-- start of Task inputs --

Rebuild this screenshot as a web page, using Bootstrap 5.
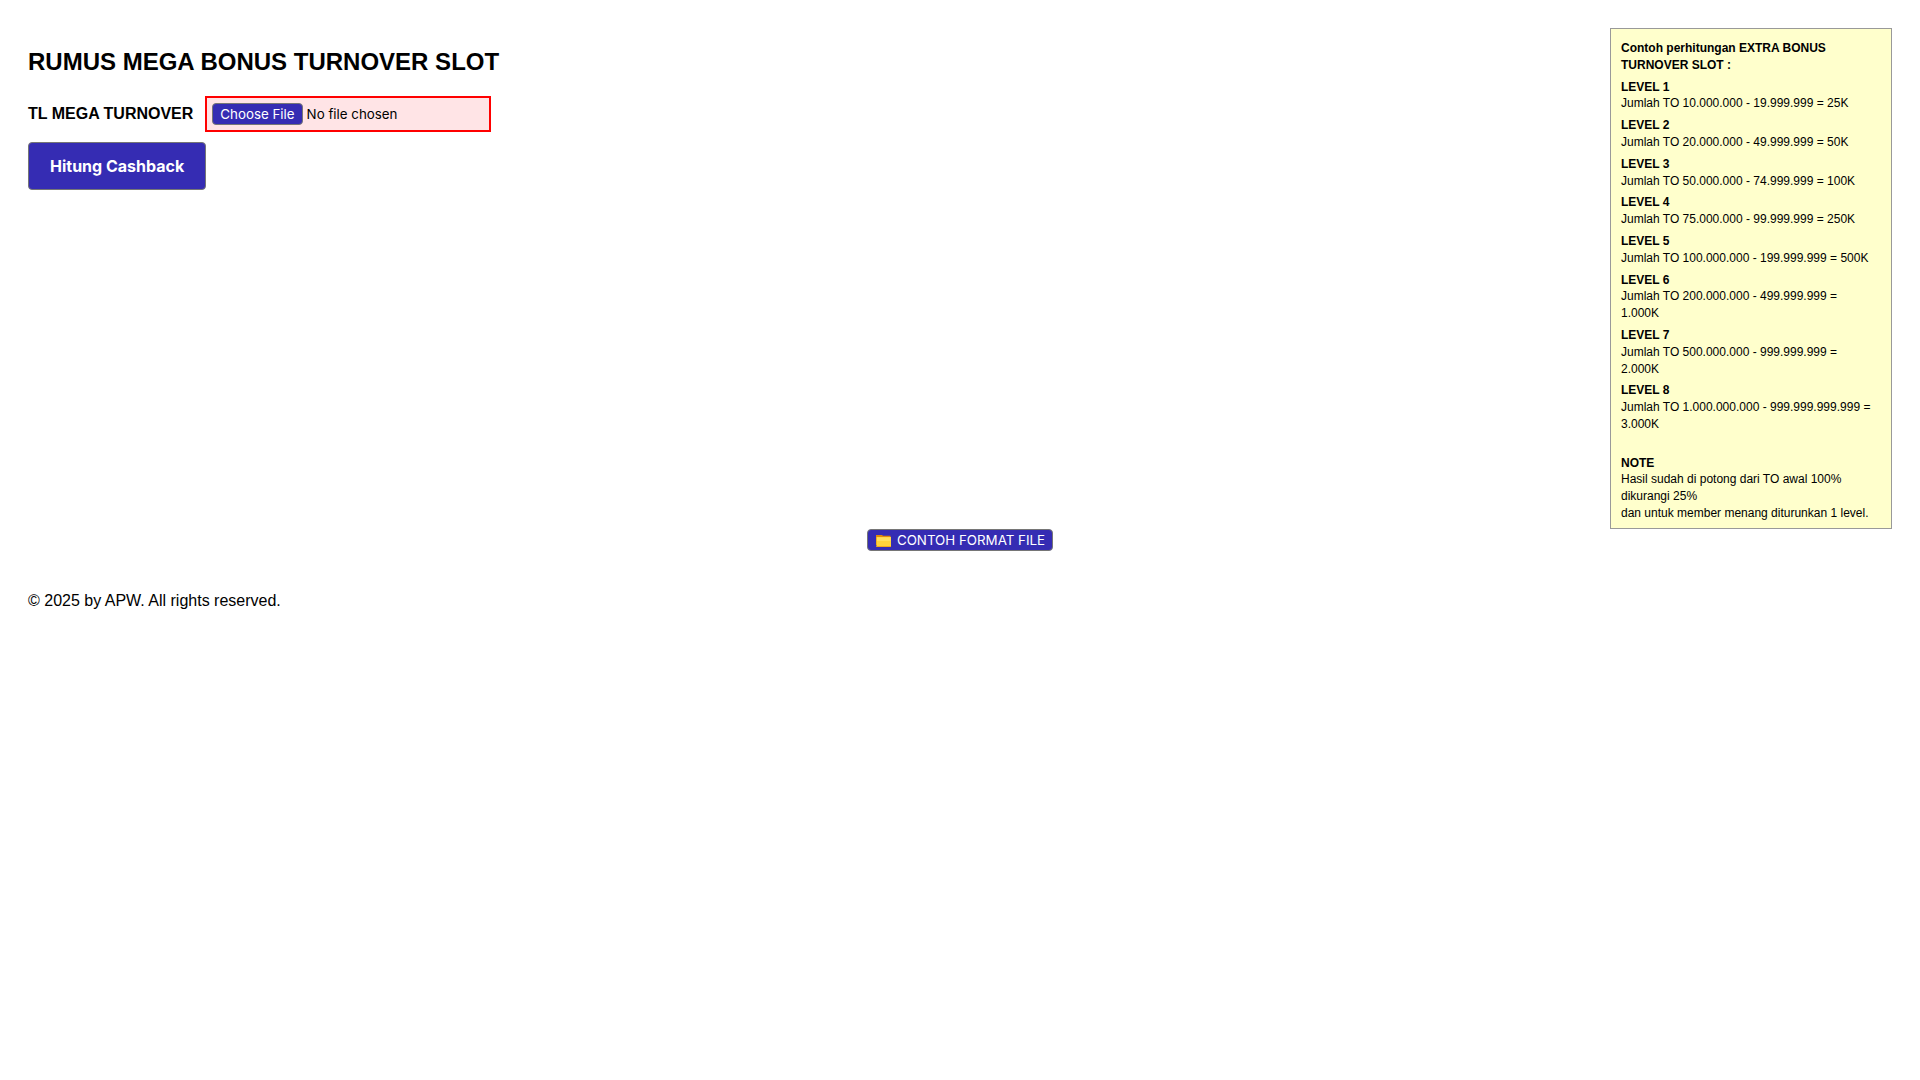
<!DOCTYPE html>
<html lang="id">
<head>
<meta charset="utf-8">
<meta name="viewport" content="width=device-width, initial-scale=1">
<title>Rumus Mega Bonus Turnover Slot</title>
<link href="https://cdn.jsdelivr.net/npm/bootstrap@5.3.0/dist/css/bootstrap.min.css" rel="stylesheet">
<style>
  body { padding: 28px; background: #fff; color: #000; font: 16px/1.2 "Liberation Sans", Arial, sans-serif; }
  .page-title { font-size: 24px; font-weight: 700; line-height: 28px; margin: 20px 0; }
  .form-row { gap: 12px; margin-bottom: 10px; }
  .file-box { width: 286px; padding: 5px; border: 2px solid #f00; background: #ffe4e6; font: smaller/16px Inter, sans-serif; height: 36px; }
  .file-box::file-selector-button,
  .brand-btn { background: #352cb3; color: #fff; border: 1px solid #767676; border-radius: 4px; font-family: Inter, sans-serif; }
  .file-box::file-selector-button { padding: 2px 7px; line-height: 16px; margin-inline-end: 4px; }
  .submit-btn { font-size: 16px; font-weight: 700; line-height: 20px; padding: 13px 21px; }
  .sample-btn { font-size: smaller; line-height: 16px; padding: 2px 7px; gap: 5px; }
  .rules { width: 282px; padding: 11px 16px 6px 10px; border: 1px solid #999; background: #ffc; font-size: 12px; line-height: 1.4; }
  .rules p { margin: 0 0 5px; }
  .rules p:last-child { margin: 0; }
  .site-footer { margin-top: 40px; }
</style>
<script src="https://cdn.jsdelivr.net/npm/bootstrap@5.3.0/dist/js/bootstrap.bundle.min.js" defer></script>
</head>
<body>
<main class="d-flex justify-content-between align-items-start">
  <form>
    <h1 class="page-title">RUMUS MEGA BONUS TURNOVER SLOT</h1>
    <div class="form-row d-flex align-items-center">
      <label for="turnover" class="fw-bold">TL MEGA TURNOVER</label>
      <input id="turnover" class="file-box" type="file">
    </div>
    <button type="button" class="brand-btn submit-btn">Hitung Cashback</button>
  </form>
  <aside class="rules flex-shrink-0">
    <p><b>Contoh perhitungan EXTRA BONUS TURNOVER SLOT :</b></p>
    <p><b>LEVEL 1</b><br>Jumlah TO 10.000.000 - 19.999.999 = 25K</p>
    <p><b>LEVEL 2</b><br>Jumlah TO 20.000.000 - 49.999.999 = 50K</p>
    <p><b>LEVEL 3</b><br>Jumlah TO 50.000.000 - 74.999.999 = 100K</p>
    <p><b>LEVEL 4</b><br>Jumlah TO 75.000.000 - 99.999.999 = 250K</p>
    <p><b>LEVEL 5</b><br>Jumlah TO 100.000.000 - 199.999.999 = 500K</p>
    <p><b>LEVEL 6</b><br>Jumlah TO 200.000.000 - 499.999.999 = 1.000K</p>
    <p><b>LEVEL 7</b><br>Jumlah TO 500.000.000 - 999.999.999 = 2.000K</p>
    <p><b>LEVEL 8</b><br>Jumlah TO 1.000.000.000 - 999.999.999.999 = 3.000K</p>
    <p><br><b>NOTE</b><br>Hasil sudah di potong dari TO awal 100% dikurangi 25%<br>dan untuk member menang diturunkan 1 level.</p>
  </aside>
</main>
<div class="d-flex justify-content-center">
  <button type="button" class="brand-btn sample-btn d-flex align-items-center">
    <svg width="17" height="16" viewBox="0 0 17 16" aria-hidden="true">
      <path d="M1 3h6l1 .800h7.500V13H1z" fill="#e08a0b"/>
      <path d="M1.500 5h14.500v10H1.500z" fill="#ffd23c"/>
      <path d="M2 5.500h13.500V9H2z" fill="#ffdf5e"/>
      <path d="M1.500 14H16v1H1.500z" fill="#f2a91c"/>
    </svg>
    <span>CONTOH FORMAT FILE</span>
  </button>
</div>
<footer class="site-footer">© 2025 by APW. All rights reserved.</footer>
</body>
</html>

-- end of Task inputs --
-- start of Task inputs --

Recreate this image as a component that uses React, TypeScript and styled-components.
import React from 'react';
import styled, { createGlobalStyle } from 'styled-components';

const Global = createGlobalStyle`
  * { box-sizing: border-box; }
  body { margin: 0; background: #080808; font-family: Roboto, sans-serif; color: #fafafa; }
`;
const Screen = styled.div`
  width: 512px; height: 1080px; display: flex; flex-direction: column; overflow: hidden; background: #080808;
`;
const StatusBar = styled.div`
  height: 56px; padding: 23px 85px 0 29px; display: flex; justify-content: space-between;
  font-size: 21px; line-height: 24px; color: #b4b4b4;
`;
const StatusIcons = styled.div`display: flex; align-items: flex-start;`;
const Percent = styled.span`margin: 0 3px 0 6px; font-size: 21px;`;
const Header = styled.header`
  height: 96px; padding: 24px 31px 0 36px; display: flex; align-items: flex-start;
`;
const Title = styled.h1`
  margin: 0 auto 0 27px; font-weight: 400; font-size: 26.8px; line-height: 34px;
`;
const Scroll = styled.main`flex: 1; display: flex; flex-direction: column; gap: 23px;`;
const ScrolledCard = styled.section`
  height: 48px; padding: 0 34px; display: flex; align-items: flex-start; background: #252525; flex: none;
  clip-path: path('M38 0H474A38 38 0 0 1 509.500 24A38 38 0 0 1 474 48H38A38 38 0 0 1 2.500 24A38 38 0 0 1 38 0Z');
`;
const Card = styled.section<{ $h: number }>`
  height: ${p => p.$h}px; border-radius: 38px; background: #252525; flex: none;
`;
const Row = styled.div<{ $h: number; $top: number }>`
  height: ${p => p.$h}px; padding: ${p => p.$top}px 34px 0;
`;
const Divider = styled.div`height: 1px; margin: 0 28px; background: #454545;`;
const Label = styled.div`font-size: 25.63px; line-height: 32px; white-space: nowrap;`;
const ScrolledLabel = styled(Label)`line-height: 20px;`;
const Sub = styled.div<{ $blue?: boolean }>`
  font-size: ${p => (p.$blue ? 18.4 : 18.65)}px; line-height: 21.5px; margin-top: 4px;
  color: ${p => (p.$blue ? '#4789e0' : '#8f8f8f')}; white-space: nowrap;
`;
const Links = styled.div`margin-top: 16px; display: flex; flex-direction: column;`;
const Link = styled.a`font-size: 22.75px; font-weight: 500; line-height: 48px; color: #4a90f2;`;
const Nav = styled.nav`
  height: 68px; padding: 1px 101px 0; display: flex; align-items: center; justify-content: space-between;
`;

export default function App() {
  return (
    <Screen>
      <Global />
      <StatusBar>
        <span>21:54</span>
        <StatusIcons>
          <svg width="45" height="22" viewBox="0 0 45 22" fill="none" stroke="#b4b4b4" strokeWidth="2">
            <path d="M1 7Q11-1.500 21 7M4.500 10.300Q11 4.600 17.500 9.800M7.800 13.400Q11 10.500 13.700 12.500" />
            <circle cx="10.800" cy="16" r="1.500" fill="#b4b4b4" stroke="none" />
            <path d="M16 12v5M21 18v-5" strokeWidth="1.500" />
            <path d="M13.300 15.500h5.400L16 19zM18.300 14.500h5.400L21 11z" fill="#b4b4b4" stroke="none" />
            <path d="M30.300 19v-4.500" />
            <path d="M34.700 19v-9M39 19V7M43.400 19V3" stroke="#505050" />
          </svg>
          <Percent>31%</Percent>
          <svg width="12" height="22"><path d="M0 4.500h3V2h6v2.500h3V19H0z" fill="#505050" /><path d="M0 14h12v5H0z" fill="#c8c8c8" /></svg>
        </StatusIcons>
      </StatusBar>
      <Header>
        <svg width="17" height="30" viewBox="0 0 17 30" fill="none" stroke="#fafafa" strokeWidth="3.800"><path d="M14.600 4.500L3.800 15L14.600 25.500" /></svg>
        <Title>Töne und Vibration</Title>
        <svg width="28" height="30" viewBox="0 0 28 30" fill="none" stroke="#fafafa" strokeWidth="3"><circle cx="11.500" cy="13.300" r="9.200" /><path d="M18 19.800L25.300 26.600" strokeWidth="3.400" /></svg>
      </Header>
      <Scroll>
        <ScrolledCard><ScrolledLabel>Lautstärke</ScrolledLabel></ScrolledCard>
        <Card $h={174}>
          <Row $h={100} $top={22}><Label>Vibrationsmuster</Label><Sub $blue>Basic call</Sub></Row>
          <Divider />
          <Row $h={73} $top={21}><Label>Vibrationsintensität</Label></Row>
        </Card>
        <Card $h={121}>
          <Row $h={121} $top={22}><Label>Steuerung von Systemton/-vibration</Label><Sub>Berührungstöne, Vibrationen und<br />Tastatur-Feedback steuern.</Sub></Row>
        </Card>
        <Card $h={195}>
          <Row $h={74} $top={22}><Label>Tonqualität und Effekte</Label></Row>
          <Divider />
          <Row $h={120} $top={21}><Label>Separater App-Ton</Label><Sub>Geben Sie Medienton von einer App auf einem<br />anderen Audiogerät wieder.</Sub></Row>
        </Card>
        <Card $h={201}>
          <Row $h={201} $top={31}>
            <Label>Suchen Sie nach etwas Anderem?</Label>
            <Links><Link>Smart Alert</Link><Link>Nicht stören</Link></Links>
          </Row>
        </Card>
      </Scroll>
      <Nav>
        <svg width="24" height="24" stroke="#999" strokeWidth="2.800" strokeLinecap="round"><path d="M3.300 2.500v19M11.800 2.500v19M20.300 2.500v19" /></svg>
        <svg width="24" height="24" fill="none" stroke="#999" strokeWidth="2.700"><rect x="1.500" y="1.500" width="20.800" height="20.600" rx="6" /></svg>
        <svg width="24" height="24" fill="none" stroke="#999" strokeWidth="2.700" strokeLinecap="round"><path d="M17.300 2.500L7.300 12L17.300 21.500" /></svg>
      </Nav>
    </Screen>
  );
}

-- end of Task inputs --

Directions for this task: Select the lines in this material that hold the word "React", leaving none out.

Complete answer:
Recreate this image as a component that uses React, TypeScript and styled-components.
import React from 'react';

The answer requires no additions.